Fonte: Livro Língua Portuguesa
– Trilhas e Tramas – Volume 1 – Leya – São Paulo – 2ª edição – 2016. p. 307-10.
Entendendo o debate:
01 – De acordo com o texto,
qual o significado da palavra Mitigação?
Significa
atenuação.
02 – Qual foi o fato gerador
desse debate?
A divulgação do
relatório da ONU que apresentou dados mais precisos que os anteriores sobre as
mudanças no clima, as causas e consequências do aquecimento global, indicando
que o aquecimento é causado por atividades humanas.
03 – Qual é o objetivo do
debate?
No debate, os participantes
apresentam diferentes opiniões que circulam na sociedade a respeito da questão
discutida. Trata-se de um momento privilegiado para que se tome consciência da
pluralidade de opiniões e da importância de respeitar posições divergentes.
Geralmente abordando um tema
controverso, o debate não tem como objetivo a tomada de decisão, mas a
apresentação de diferentes posições com a finalidade de influenciar a posição
do outro ou a própria.
Discutir a seguinte questão: em que
medida o documento da ONU muda a percepção que a sociedade tem do problema que
é o aquecimento global e que medidas serão tomadas.
04 – Que critérios foram
usados para selecionar os debatedores?
Eles são especialistas no assunto
debatido: pesquisadores e especialistas envolvidos no estudo do aquecimento
global e suas consequências.
05 – Mediador ou moderador é
a pessoa que coordena um debate.

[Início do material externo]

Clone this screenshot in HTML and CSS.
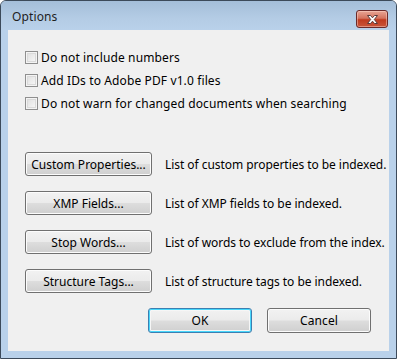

É seu papel indicar a vez de falar de
cada um, controlar o tempo da fala, interferir quando sentir que é
necessário pedir novos esclarecimentos, acrescentar um novo
questionamento. Qual foi o objetivo da fala inicial do mediador do
Programa Roda Viva, Paulo Markun?
Cumprimentar a
audiência; contextualizar o assunto, fazer uma breve exposição a respeito
de um relatório feito pelo painel de cientistas, organizado pela ONU,
que comprova que o aquecimento global é causado por atividades humanas e que o
clima “mudou muito mais do que se previa e muito antes do que se imaginava”;
apresentar os debatedores e dirigir a 1ª pergunta a uma debatedora.
06 – Em um debate, é comum a
divergência de opiniões, já que os participantes expõem pontos de vista
diferentes. Esse trecho da transcrição do debate que você leu revela mais
divergência ou convergência de pontos de vista em relação ao relatório?

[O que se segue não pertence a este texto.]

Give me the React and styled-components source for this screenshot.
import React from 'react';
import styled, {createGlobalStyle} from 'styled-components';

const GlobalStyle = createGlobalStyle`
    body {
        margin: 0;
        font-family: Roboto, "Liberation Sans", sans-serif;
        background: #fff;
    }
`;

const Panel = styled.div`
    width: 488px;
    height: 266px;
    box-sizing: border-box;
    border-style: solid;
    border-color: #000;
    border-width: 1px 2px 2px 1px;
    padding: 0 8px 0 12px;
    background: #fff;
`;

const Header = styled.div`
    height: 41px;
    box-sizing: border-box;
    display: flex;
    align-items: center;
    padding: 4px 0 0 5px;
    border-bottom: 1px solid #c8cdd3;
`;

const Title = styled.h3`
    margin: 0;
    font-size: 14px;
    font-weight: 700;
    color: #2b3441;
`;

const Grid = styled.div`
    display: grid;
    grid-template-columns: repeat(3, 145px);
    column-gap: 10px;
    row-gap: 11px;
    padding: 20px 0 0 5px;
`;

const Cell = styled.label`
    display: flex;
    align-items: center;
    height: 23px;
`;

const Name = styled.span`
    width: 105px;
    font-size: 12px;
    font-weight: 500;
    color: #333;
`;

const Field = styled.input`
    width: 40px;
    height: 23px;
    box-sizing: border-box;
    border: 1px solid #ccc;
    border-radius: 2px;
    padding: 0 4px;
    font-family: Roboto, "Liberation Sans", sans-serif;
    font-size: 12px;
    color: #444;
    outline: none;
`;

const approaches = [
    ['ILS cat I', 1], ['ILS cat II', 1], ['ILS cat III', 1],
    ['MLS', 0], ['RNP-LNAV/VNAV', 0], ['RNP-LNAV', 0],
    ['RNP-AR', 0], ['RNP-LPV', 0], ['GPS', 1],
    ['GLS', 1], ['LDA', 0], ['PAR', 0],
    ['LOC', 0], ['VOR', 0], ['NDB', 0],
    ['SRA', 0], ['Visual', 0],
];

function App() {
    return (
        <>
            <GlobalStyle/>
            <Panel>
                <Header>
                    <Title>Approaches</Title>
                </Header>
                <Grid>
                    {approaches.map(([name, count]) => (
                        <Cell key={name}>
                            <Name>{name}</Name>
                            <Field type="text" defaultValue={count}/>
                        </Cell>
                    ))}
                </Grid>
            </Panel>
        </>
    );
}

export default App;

Justifique com trechos do texto.
Convergência em
relação à importância do relatório. Exemplos: Ilana Wainer: “Eu acho que esse relatório coloca uma
importância grande do papel dos oceanos nas mudanças climáticas.” Paulo Artaxo: “Evidentemente esse
relatório é um marco no conhecimento científico sobre a questão de mudanças
climáticas globais.” Marcelo
Furtado: “E acho que vale a pena, Markun, a gente colocar um
ponto importante, que é a dimensão política disso.” José Antônio Marengo: “Então, eu concordo com Artaxo, é
um marco épico para nós, meteorologistas, se comparado àquele relatório
publicado em 2001, o terceiro relatório.”
07 – Pelo que você lê,
estuda e observa, responda:
a) Os problemas climáticos expostos no debate foram atenuados ou agravados? Explique.
Os alunos devem perceber, de acordo com a fala do mediador e dos
participantes, que os problemas climáticos no planeta vêm se agravando.

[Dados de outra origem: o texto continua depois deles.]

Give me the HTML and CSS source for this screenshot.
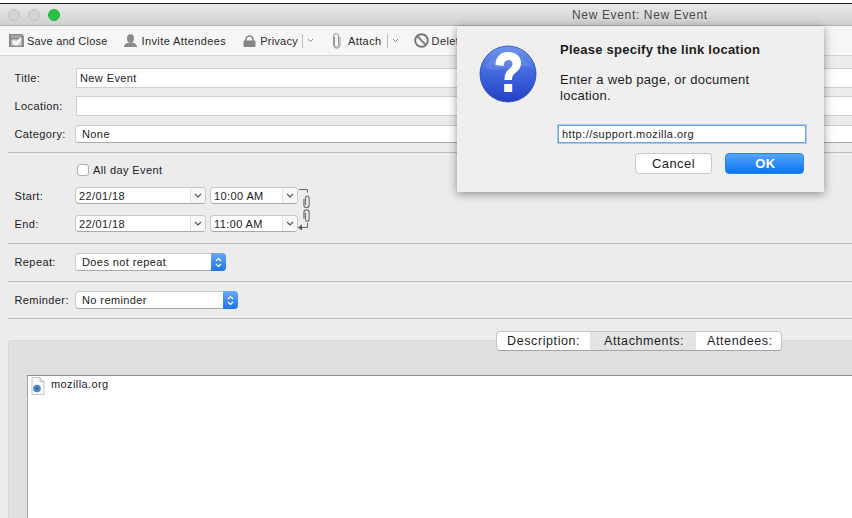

b) Em sua opinião, a sociedade, especialmente os jovens, está mais consciente e comprometida com a resolução desse problema? Explique.
Resposta pessoal do aluno. Sugestão: Leve os alunos a argumentarem
embasando seus pontos de vistas a partir de leituras e do conhecimento de mundo
adquirido sobre o tema.
08 – Explique a que se
refere o uso da primeira pessoa do plural, nós,
e sua variante informal, a gente,
nos seguintes trechos do debate:
a) [Paulo Markun:] Para o debate neste Roda Viva especial nós convidamos [...]
A primeira pessoa do plural refere-se à equipe responsável pelo
programa em que se inclui o mediador.
b) [Paulo Markun:] [Nós] Começamos pela Ilana.
Refere-se a si mesmo e todos os que participantes do debate.
c) [Marcelo Furtado] E acho que vale a pena, Markun, a gente colocar um ponto importante, que é a dimensão política disso.
A gente refere-se a todos os participantes do debate.